MONTPELIER (AP) — Vermont’s minimum wage went up 14 cents an hour, effective New Year’s Day, to $8.60 per hour.
That’s according to a state law that says the wage will go up each year by either 5 percent or an amount that matches the Consumer Price Index, whichever is less.
The minimum wage for workers in places like hotels and restaurants, who rely on tips for a significant part of their income, went from $4.10 to $4.17.
Such increases often trigger raises for workers making just above the minimum wage, as well.
According to the Public Assets Institute, the increase will affect an estimated 11,000 low-wage workers in the state. Vermont’s minimum wage increase means an extra $240 per year in wages for the average affected worker, and the increased consumer spending generated by the minimum wage hike will boost gross domestic product by $1.4 million, according to an analysis by the nonpartisan Economic Policy Institute. Vermont was one of 10 states that raised state minimum wage rates on New Year’s Day, boosting wages for nearly one million workers nationwide.
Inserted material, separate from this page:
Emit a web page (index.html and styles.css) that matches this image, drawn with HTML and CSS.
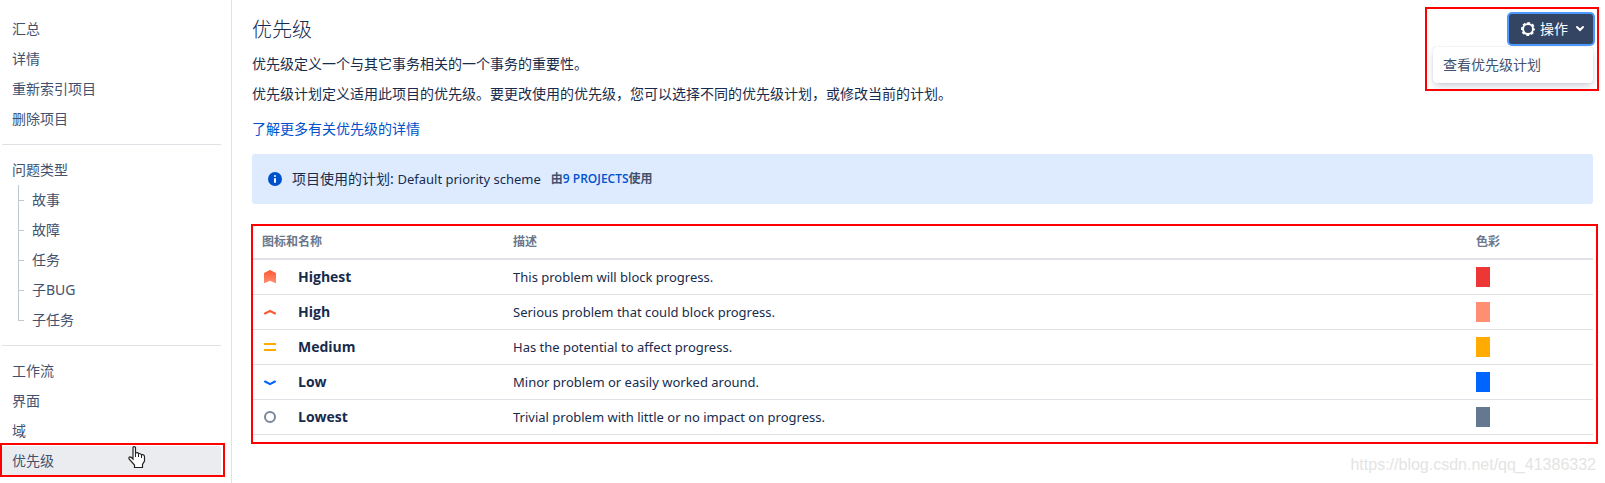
FILE: index.html
```html
<!DOCTYPE html>
<html lang="zh-CN">
<head>
    <meta charset="UTF-8">
    <meta name="viewport" content="width=device-width, initial-scale=1.0">
    <title>优先级</title>
    <link rel="stylesheet" href="styles.css">
</head>
<body>
    <nav class="sidebar">
        <ul class="nav-group">
            <li><a href="#">汇总</a></li>
            <li><a href="#">详情</a></li>
            <li><a href="#">重新索引项目</a></li>
            <li><a href="#">删除项目</a></li>
        </ul>
        <ul class="nav-group">
            <li>
                <a href="#">问题类型</a>
                <ul class="tree">
                    <li><a href="#">故事</a></li>
                    <li><a href="#">故障</a></li>
                    <li><a href="#">任务</a></li>
                    <li><a href="#">子BUG</a></li>
                    <li><a href="#">子任务</a></li>
                </ul>
            </li>
        </ul>
        <ul class="nav-group">
            <li><a href="#">工作流</a></li>
            <li><a href="#">界面</a></li>
            <li><a href="#">域</a></li>
            <li class="selected">
                <a href="#">优先级</a>
                <svg class="pointer" width="18" height="23" viewBox="0 0 18 23">
                    <path d="M5 1.5Q5 .7 6 .7T7.500 1.500V7Q10 6 10.500 7.700Q12.500 7 13.300 8.700Q16.500 8 16.500 11V15L14.500 18.500V21.500H6.500V19L1.500 13.500Q.3 11.500 1.500 11Q3 10.700 5 13Z" fill="#fff" stroke="#222" stroke-width="1.200"/>
                    <path d="M7.500 7V11M10.500 8V11M13.500 9V12" fill="none" stroke="#222"/>
                </svg>
            </li>
        </ul>
    </nav>

    <main class="content">
        <header class="page-header">
            <h1>优先级</h1>
            <div class="actions">
                <button class="actions-btn" type="button">
                    <svg width="16" height="16" viewBox="0 0 16 16">
                        <circle cx="8" cy="8" r="5" fill="none" stroke="#fff" stroke-width="2"/>
                        <circle cx="8" cy="8" r="6" fill="none" stroke="#fff" stroke-width="2" stroke-dasharray="2.700 2.012" stroke-dashoffset="1.350"/>
                    </svg>
                    <span>操作</span>
                    <svg class="arrow" width="10" height="8" viewBox="0 0 10 8">
                        <path d="M2 2L5 5L8 2" fill="none" stroke="#fff" stroke-width="2" stroke-linecap="round"/>
                    </svg>
                </button>
                <div class="menu"><a href="#">查看优先级计划</a></div>
            </div>
        </header>

        <p>优先级定义一个与其它事务相关的一个事务的重要性。</p>
        <p>优先级计划定义适用此项目的优先级。要更改使用的优先级，您可以选择不同的优先级计划，或修改当前的计划。</p>
        <p class="more"><a href="#">了解更多有关优先级的详情</a></p>

        <div class="banner">
            <svg width="14" height="14" viewBox="0 0 14 14">
                <circle cx="7" cy="7" r="7" fill="#0052cc"/>
                <circle cx="7" cy="4" r="1" fill="#fff"/>
                <rect x="6" y="6" width="2" height="5" rx="1" fill="#fff"/>
            </svg>
            <span class="scheme">项目使用的计划: <span class="scheme-name">Default priority scheme</span></span>
            <span class="used-by">由<a href="#">9 PROJECTS</a>使用</span>
        </div>

        <div class="table-wrap">
            <table>
                <colgroup>
                    <col class="col-icon">
                    <col class="col-name">
                    <col>
                    <col class="col-color">
                </colgroup>
                <thead>
                    <tr>
                        <th colspan="2">图标和名称</th>
                        <th>描述</th>
                        <th>色彩</th>
                    </tr>
                </thead>
                <tbody>
                    <tr>
                        <td>
                            <svg width="16" height="16" viewBox="0 0 16 16">
                                <defs>
                                    <linearGradient id="g" x1="0" y1="0" x2="0" y2="1">
                                        <stop offset="0" stop-color="#ff5630"/>
                                        <stop offset="1" stop-color="#ff8f73"/>
                                    </linearGradient>
                                </defs>
                                <path d="M2 4.500Q2 4 2.500 3.700L7.500 1.200Q8 1 8.500 1.200L13.500 3.700Q14 4 14 4.500V13.500Q14 14.500 13 14L8 11.800L3 14Q2 14.500 2 13.500Z" fill="url(#g)"/>
                            </svg>
                        </td>
                        <td class="name">Highest</td>
                        <td class="desc">This problem will block progress.</td>
                        <td><span class="swatch red"></span></td>
                    </tr>
                    <tr>
                        <td>
                            <svg width="16" height="16" viewBox="0 0 16 16">
                                <path d="M3 9.500L8 6.800L13 9.500" fill="none" stroke="#ff5630" stroke-width="2" stroke-linecap="round" stroke-linejoin="round"/>
                            </svg>
                        </td>
                        <td class="name">High</td>
                        <td class="desc">Serious problem that could block progress.</td>
                        <td><span class="swatch salmon"></span></td>
                    </tr>
                    <tr>
                        <td>
                            <svg width="16" height="16" viewBox="0 0 16 16">
                                <path d="M2 5H14M2 11H14" fill="none" stroke="#ffab00" stroke-width="2"/>
                            </svg>
                        </td>
                        <td class="name">Medium</td>
                        <td class="desc">Has the potential to affect progress.</td>
                        <td><span class="swatch yellow"></span></td>
                    </tr>
                    <tr>
                        <td>
                            <svg width="16" height="16" viewBox="0 0 16 16">
                                <path d="M3 7.500L8 10.200L13 7.500" fill="none" stroke="#0065ff" stroke-width="2" stroke-linecap="round" stroke-linejoin="round"/>
                            </svg>
                        </td>
                        <td class="name">Low</td>
                        <td class="desc">Minor problem or easily worked around.</td>
                        <td><span class="swatch blue"></span></td>
                    </tr>
                    <tr>
                        <td>
                            <svg width="16" height="16" viewBox="0 0 16 16">
                                <circle cx="8" cy="8" r="5" fill="none" stroke="#7a869a" stroke-width="2"/>
                            </svg>
                        </td>
                        <td class="name">Lowest</td>
                        <td class="desc">Trivial problem with little or no impact on progress.</td>
                        <td><span class="swatch gray"></span></td>
                    </tr>
                </tbody>
            </table>
        </div>

        <footer class="watermark">https://blog.csdn.net/qq_41386332</footer>
    </main>
</body>
</html>
```
FILE: styles.css
```css
*,
*::before,
*::after {
    box-sizing: border-box;
}

body {
    margin: 0;
    display: flex;
    min-height: 100vh;
    background-color: #fff;
    color: #172b4d;
    font-family: "Noto Sans", "Noto Sans CJK SC", sans-serif;
    font-size: 14px;
    line-height: 20px;
}

a {
    color: #0052cc;
    text-decoration: none;
}

ul {
    list-style: none;
    margin: 0;
    padding: 0;
}

svg {
    display: block;
    flex: none;
}

/* sidebar */
.sidebar {
    flex: none;
    width: 232px;
    padding: 4px 10px 0 2px;
    border-right: 1px solid #dfe1e6;
}

.nav-group {
    padding: 10px 0;
}

.nav-group + .nav-group {
    border-top: 1px solid #dfe1e6;
}

.sidebar a {
    display: block;
    padding: 5px 10px;
    color: #42526e;
}

.tree {
    margin-left: 16px;
}

.tree li {
    position: relative;
    padding-left: 4px;
}

.tree li::before {
    content: "";
    position: absolute;
    left: 0;
    top: 0;
    width: 6px;
    height: 16px;
    border-left: 1px solid #c1c7d0;
    border-bottom: 1px solid #c1c7d0;
}

.tree li:not(:last-child)::after {
    content: "";
    position: absolute;
    left: 0;
    top: 0;
    height: 100%;
    border-left: 1px solid #c1c7d0;
}

.selected {
    position: relative;
    background-color: #ebecf0;
    border-radius: 3px;
}

.selected::after {
    content: "";
    position: absolute;
    inset: -3px -4px -1px -2px;
    border: 2px solid #f00;
}

.pointer {
    position: absolute;
    left: 126px;
    top: 0;
}

/* content */
.content {
    flex: 1;
    padding: 14px 12px 0 20px;
}

.page-header {
    display: flex;
    justify-content: space-between;
    height: 30px;
    margin-bottom: 10px;
}

h1 {
    margin: 0;
    font-size: 20px;
    font-weight: 300;
    line-height: 32px;
}

.actions {
    position: relative;
}

.actions::after {
    content: "";
    position: absolute;
    top: -7px;
    right: -6px;
    width: 174px;
    height: 84px;
    border: 2px solid #f00;
    pointer-events: none;
}

.actions-btn {
    display: flex;
    align-items: center;
    gap: 4px;
    height: 30px;
    padding: 0 8px 0 11px;
    border: 0;
    border-radius: 3px;
    background-color: #344563;
    box-shadow: 0 0 0 2px #4c9aff;
    color: #fff;
    font: inherit;
}

.arrow {
    margin-left: 3px;
}

.menu {
    position: absolute;
    top: 33px;
    right: 0;
    width: 160px;
    padding: 3px 0;
    border-radius: 3px;
    background-color: #fff;
    box-shadow: 0 4px 8px -2px rgba(9, 30, 66, 0.25), 0 0 1px rgba(9, 30, 66, 0.3);
}

.menu a {
    display: block;
    padding: 5px 10px;
    color: #42526e;
}

p {
    margin: 0 0 10px;
}

.more {
    margin: 15px 0;
}

.banner {
    display: flex;
    align-items: center;
    height: 50px;
    padding: 0 16px;
    border-radius: 3px;
    background-color: #deebff;
}

.scheme {
    margin: 0 10px;
}

.scheme-name,
.desc {
    font-size: 13px;
}

.used-by {
    color: #42526e;
    font-family: "Open Sans", "Noto Sans CJK SC", sans-serif;
    font-size: 12px;
    font-weight: 600;
}

.table-wrap {
    position: relative;
    margin-top: 20px;
}

.table-wrap::after {
    content: "";
    position: absolute;
    inset: 0 -5px -9px -1px;
    border: 2px solid #f00;
    pointer-events: none;
}

table {
    width: 100%;
    border-collapse: separate;
    border-spacing: 0;
    table-layout: fixed;
}

th,
td {
    height: 35px;
    padding: 0 10px;
    border-bottom: 1px solid #dfe1e6;
    text-align: left;
}

th {
    height: 36px;
    padding-top: 2px;
    border-bottom-width: 2px;
    color: #6b778c;
    font-size: 12px;
    font-weight: 600;
}

.col-icon {
    width: 36px;
}

.col-name {
    width: 215px;
}

.col-color {
    width: 127px;
}

.name {
    font-family: "Open Sans", sans-serif;
    font-weight: 700;
}

.swatch {
    display: block;
    width: 14px;
    height: 20px;
}

.red {
    background-color: #ed3737;
}

.salmon {
    background-color: #ff8f73;
}

.yellow {
    background-color: #ffab00;
}

.blue {
    background-color: #0065ff;
}

.gray {
    background-color: #64788f;
}

.watermark {
    margin-top: 20px;
    margin-right: -3px;
    color: #e4e4e4;
    font-family: "Liberation Sans", sans-serif;
    font-size: 16px;
    text-align: right;
}
```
“Vermont’s modest annual minimum wage increases have proven incredibly valuable in promoting economic growth and protecting the real value of low-wage workers’ paychecks during the weak post-recession recovery,” said Paul Cillo, president of the Public Assets Institute. “Congress should learn from Vermont’s example and pass a federal minimum wage increase with annual cost of living adjustments to promote consumer spending and help cash-strapped workers make ends meet.”
As of New Year’s Day, 19 states plus the District of Columbia have minimum wage rates above the federal level of $7.25 per hour, which is just over $15,000 per year for a full-time minimum wage earner.